• _Written task_: Every record that follows must be duplicated exactly, with images left out.
+++ Records for the task
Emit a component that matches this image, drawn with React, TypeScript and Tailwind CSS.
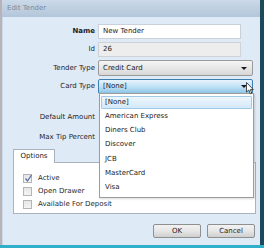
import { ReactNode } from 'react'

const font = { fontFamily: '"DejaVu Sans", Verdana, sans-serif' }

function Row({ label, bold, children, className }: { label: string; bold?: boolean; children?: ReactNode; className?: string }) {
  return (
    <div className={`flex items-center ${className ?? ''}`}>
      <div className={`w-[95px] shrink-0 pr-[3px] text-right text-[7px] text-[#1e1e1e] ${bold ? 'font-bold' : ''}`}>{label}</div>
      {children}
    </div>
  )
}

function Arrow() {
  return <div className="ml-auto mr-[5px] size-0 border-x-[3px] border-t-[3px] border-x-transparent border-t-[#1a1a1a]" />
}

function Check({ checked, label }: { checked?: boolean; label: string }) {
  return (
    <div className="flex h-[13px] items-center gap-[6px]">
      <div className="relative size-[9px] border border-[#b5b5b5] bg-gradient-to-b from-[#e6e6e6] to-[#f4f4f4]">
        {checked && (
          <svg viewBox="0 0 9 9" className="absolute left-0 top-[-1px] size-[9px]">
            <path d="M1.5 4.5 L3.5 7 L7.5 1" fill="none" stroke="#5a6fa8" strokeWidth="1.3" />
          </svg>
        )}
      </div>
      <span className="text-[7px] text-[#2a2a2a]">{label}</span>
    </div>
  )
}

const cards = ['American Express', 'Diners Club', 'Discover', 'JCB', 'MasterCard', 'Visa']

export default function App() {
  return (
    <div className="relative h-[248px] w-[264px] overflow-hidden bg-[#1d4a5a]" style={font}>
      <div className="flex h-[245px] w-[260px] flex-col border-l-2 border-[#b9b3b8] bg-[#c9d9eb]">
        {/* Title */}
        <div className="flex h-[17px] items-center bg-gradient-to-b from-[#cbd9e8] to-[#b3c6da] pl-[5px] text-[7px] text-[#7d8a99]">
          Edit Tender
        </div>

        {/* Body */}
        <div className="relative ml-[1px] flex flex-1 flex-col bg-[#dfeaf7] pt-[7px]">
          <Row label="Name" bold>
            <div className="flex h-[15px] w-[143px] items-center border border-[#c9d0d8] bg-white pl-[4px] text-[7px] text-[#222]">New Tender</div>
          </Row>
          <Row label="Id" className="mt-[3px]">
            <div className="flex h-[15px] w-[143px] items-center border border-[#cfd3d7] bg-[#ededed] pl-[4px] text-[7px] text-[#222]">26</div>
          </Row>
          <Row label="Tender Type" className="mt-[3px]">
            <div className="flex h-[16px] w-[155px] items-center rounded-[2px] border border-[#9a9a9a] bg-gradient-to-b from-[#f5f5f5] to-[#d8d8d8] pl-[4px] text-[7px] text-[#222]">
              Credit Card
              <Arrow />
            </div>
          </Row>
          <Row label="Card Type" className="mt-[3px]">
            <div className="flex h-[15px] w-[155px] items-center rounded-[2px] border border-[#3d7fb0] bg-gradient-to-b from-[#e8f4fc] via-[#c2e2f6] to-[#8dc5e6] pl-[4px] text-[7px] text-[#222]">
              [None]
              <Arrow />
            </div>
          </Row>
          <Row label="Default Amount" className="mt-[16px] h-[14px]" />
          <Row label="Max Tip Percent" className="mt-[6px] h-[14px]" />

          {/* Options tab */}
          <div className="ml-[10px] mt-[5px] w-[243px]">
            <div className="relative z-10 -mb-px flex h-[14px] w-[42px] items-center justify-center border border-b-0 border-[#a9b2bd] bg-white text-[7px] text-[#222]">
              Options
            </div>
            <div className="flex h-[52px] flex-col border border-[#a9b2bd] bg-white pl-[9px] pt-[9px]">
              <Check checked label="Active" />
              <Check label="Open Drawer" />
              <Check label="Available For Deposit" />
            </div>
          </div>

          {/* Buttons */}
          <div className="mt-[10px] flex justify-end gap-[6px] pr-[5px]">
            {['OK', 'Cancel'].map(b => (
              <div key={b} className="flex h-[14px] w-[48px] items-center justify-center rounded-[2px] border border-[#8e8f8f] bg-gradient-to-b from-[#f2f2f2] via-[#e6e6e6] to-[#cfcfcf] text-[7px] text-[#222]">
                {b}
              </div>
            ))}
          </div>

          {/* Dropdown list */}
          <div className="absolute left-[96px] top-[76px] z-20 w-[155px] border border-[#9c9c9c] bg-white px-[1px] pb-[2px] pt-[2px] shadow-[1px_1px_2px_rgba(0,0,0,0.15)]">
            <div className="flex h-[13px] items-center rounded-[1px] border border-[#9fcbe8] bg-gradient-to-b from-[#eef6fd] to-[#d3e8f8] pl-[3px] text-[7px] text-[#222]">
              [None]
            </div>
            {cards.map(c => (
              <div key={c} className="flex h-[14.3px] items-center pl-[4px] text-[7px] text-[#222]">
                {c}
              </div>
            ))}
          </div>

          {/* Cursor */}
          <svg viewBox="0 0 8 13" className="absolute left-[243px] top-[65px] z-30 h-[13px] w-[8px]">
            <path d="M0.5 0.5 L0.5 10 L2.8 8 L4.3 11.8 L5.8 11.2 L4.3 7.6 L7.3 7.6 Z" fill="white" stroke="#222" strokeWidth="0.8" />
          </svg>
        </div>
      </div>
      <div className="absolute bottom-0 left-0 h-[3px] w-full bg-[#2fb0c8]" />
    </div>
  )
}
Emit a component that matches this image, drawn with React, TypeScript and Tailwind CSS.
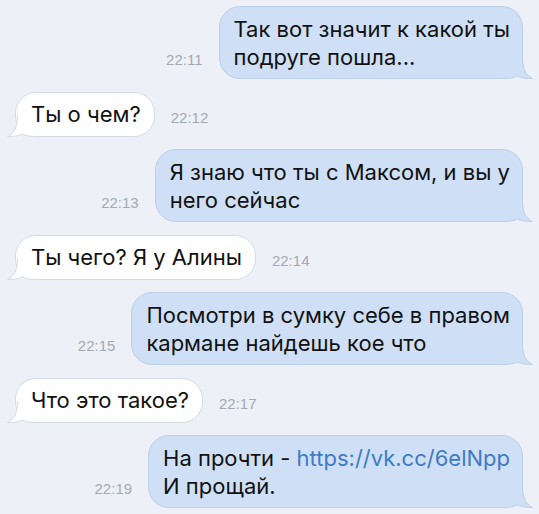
++++++
• _Written response_:
Emit a component that matches this image, drawn with React, TypeScript and Tailwind CSS.
import { ReactNode } from 'react'

const font = { fontFamily: '"DejaVu Sans", Verdana, sans-serif' }

function Row({ label, bold, children, className }: { label: string; bold?: boolean; children?: ReactNode; className?: string }) {
  return (
    <div className={`flex items-center ${className ?? ''}`}>
      <div className={`w-[95px] shrink-0 pr-[3px] text-right text-[7px] text-[#1e1e1e] ${bold ? 'font-bold' : ''}`}>{label}</div>
      {children}
    </div>
  )
}

function Arrow() {
  return <div className="ml-auto mr-[5px] size-0 border-x-[3px] border-t-[3px] border-x-transparent border-t-[#1a1a1a]" />
}

function Check({ checked, label }: { checked?: boolean; label: string }) {
  return (
    <div className="flex h-[13px] items-center gap-[6px]">
      <div className="relative size-[9px] border border-[#b5b5b5] bg-gradient-to-b from-[#e6e6e6] to-[#f4f4f4]">
        {checked && (
          <svg viewBox="0 0 9 9" className="absolute left-0 top-[-1px] size-[9px]">
            <path d="M1.5 4.5 L3.5 7 L7.5 1" fill="none" stroke="#5a6fa8" strokeWidth="1.3" />
          </svg>
        )}
      </div>
      <span className="text-[7px] text-[#2a2a2a]">{label}</span>
    </div>
  )
}

const cards = ['American Express', 'Diners Club', 'Discover', 'JCB', 'MasterCard', 'Visa']

export default function App() {
  return (
    <div className="relative h-[248px] w-[264px] overflow-hidden bg-[#1d4a5a]" style={font}>
      <div className="flex h-[245px] w-[260px] flex-col border-l-2 border-[#b9b3b8] bg-[#c9d9eb]">
        {/* Title */}
        <div className="flex h-[17px] items-center bg-gradient-to-b from-[#cbd9e8] to-[#b3c6da] pl-[5px] text-[7px] text-[#7d8a99]">
          Edit Tender
        </div>

        {/* Body */}
        <div className="relative ml-[1px] flex flex-1 flex-col bg-[#dfeaf7] pt-[7px]">
          <Row label="Name" bold>
            <div className="flex h-[15px] w-[143px] items-center border border-[#c9d0d8] bg-white pl-[4px] text-[7px] text-[#222]">New Tender</div>
          </Row>
          <Row label="Id" className="mt-[3px]">
            <div className="flex h-[15px] w-[143px] items-center border border-[#cfd3d7] bg-[#ededed] pl-[4px] text-[7px] text-[#222]">26</div>
          </Row>
          <Row label="Tender Type" className="mt-[3px]">
            <div className="flex h-[16px] w-[155px] items-center rounded-[2px] border border-[#9a9a9a] bg-gradient-to-b from-[#f5f5f5] to-[#d8d8d8] pl-[4px] text-[7px] text-[#222]">
              Credit Card
              <Arrow />
            </div>
          </Row>
          <Row label="Card Type" className="mt-[3px]">
            <div className="flex h-[15px] w-[155px] items-center rounded-[2px] border border-[#3d7fb0] bg-gradient-to-b from-[#e8f4fc] via-[#c2e2f6] to-[#8dc5e6] pl-[4px] text-[7px] text-[#222]">
              [None]
              <Arrow />
            </div>
          </Row>
          <Row label="Default Amount" className="mt-[16px] h-[14px]" />
          <Row label="Max Tip Percent" className="mt-[6px] h-[14px]" />

          {/* Options tab */}
          <div className="ml-[10px] mt-[5px] w-[243px]">
            <div className="relative z-10 -mb-px flex h-[14px] w-[42px] items-center justify-center border border-b-0 border-[#a9b2bd] bg-white text-[7px] text-[#222]">
              Options
            </div>
            <div className="flex h-[52px] flex-col border border-[#a9b2bd] bg-white pl-[9px] pt-[9px]">
              <Check checked label="Active" />
              <Check label="Open Drawer" />
              <Check label="Available For Deposit" />
            </div>
          </div>

          {/* Buttons */}
          <div className="mt-[10px] flex justify-end gap-[6px] pr-[5px]">
            {['OK', 'Cancel'].map(b => (
              <div key={b} className="flex h-[14px] w-[48px] items-center justify-center rounded-[2px] border border-[#8e8f8f] bg-gradient-to-b from-[#f2f2f2] via-[#e6e6e6] to-[#cfcfcf] text-[7px] text-[#222]">
                {b}
              </div>
            ))}
          </div>

          {/* Dropdown list */}
          <div className="absolute left-[96px] top-[76px] z-20 w-[155px] border border-[#9c9c9c] bg-white px-[1px] pb-[2px] pt-[2px] shadow-[1px_1px_2px_rgba(0,0,0,0.15)]">
            <div className="flex h-[13px] items-center rounded-[1px] border border-[#9fcbe8] bg-gradient-to-b from-[#eef6fd] to-[#d3e8f8] pl-[3px] text-[7px] text-[#222]">
              [None]
            </div>
            {cards.map(c => (
              <div key={c} className="flex h-[14.3px] items-center pl-[4px] text-[7px] text-[#222]">
                {c}
              </div>
            ))}
          </div>

          {/* Cursor */}
          <svg viewBox="0 0 8 13" className="absolute left-[243px] top-[65px] z-30 h-[13px] w-[8px]">
            <path d="M0.5 0.5 L0.5 10 L2.8 8 L4.3 11.8 L5.8 11.2 L4.3 7.6 L7.3 7.6 Z" fill="white" stroke="#222" strokeWidth="0.8" />
          </svg>
        </div>
      </div>
      <div className="absolute bottom-0 left-0 h-[3px] w-full bg-[#2fb0c8]" />
    </div>
  )
}
Emit a component that matches this image, drawn with React, TypeScript and Tailwind CSS.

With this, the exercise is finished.